Menurut Pitlo, untuk istilah “wasiat” dapat juga dipergunakan kata “kehendak terakhir”. “Kehendak terakhir” dipergunakan dalam arti, apa yang dikehendaki seseorang akan berlaku sesudah ia meninggal dunia sesuai dengan apa yang ia tetapkan karena itu ada kehendak terakhir dalam arti materil dan ada dalam arti formil. Pembuat undang-undang memakai kata-kata tersebut kali ini dalam arti yang satu dan berikutnya dalam arti yang lain. Hal ini sesungguhnya tidak merupakan persoalan karena dari hubungan kalimatnya dapat diketahui apa yang dimaksudkannya.
Dari pengertian ini didapatkan bahwa ciri-ciri surat wasiat adalah merupakan perbuatan sepihak yang dapat dicabut kembali dan merupakan kehendak terakhir dan mempunyai kekuatan hukum setelah pewaris meninggal dunia. Dengan melihat ketentuan tersebut, maka terdapat suatu larangan untuk membuat wasiat yang dilakukan oleh dua orang atau lebih secara bersama-sama untuk menguntungkan satu dengan yang lainnya maupun untuk kepentingan pihak ketiga dalam suatu akta (Pasal 930 BW).

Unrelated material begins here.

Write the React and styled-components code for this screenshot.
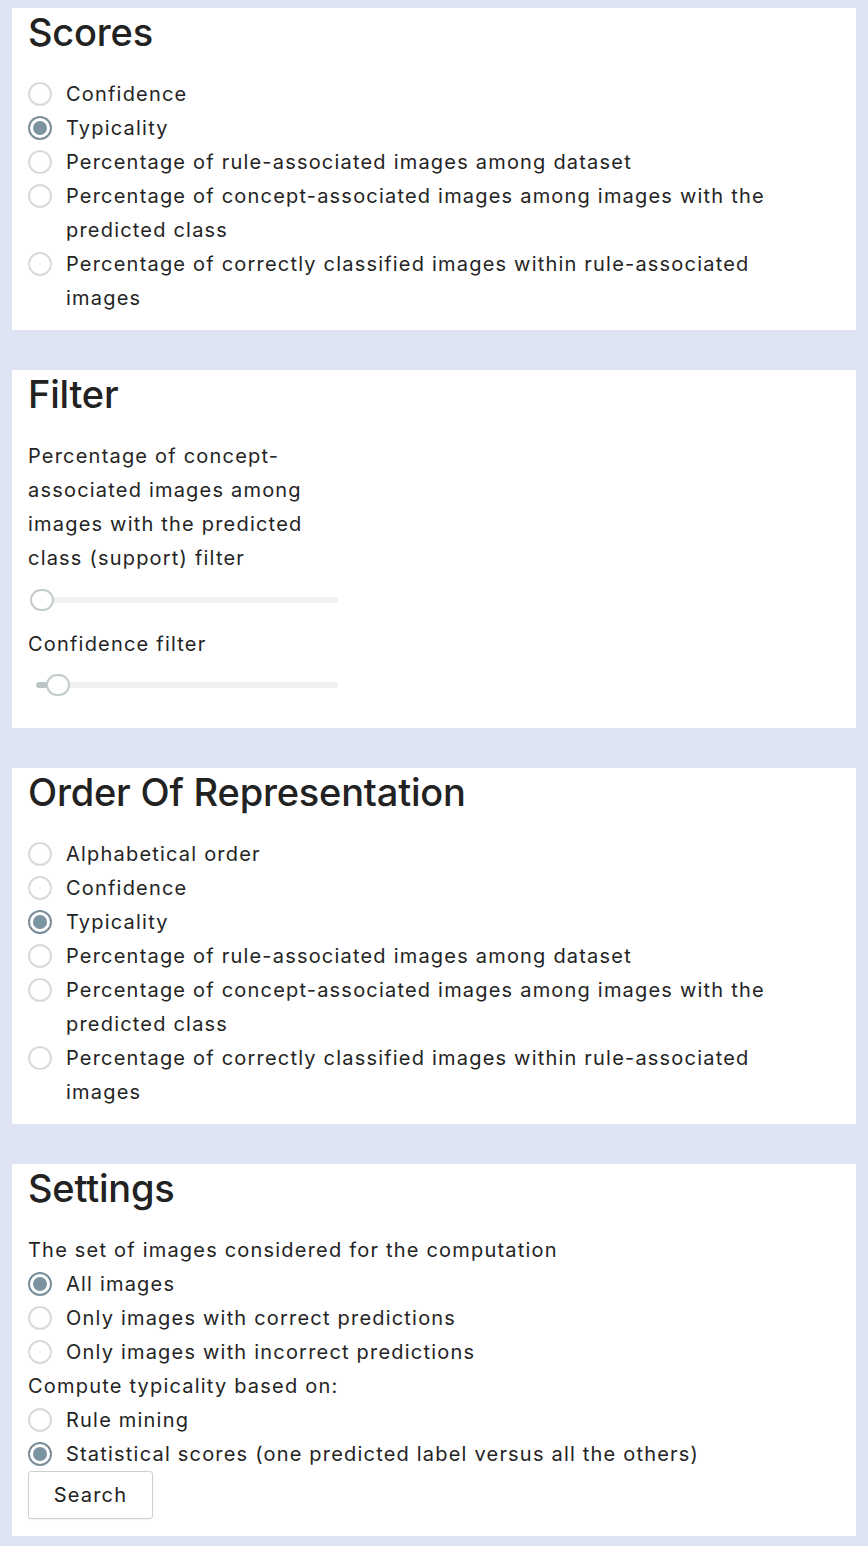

Dalam Pasal 957 BW, undang-undang menguraikan hibah wasiat sebagai suatu ketetapan khusus, yang didalamnya pewaris menyatakan memberikan barang-barang tertentu atau (semua) barang-barang jenis tertentu kepada seseorang atau lebih, seperti misalnya seluruh barang-barang bergeraknya atau yang tidak bergerak atau hak pakai hasil dari seluruh atau sebagian barang-barangnya. Pemberian ini dinamakan khusus oleh karena merupakan lawan dari penunjukan waris (erfstelling) yang merupakan pemberian bersifat umum. Jikalau ahli waris tersebut adalah penerima hak dengan alas hak umum, maka legataris adalah penerima hak dengan alas hak khusus. Hal yang disebut terakhir ini tidak melanjutkan pribadi pewaris. Ia adalah penerima hak, seperti halnya seorang pembeli adalah juga penerima hak.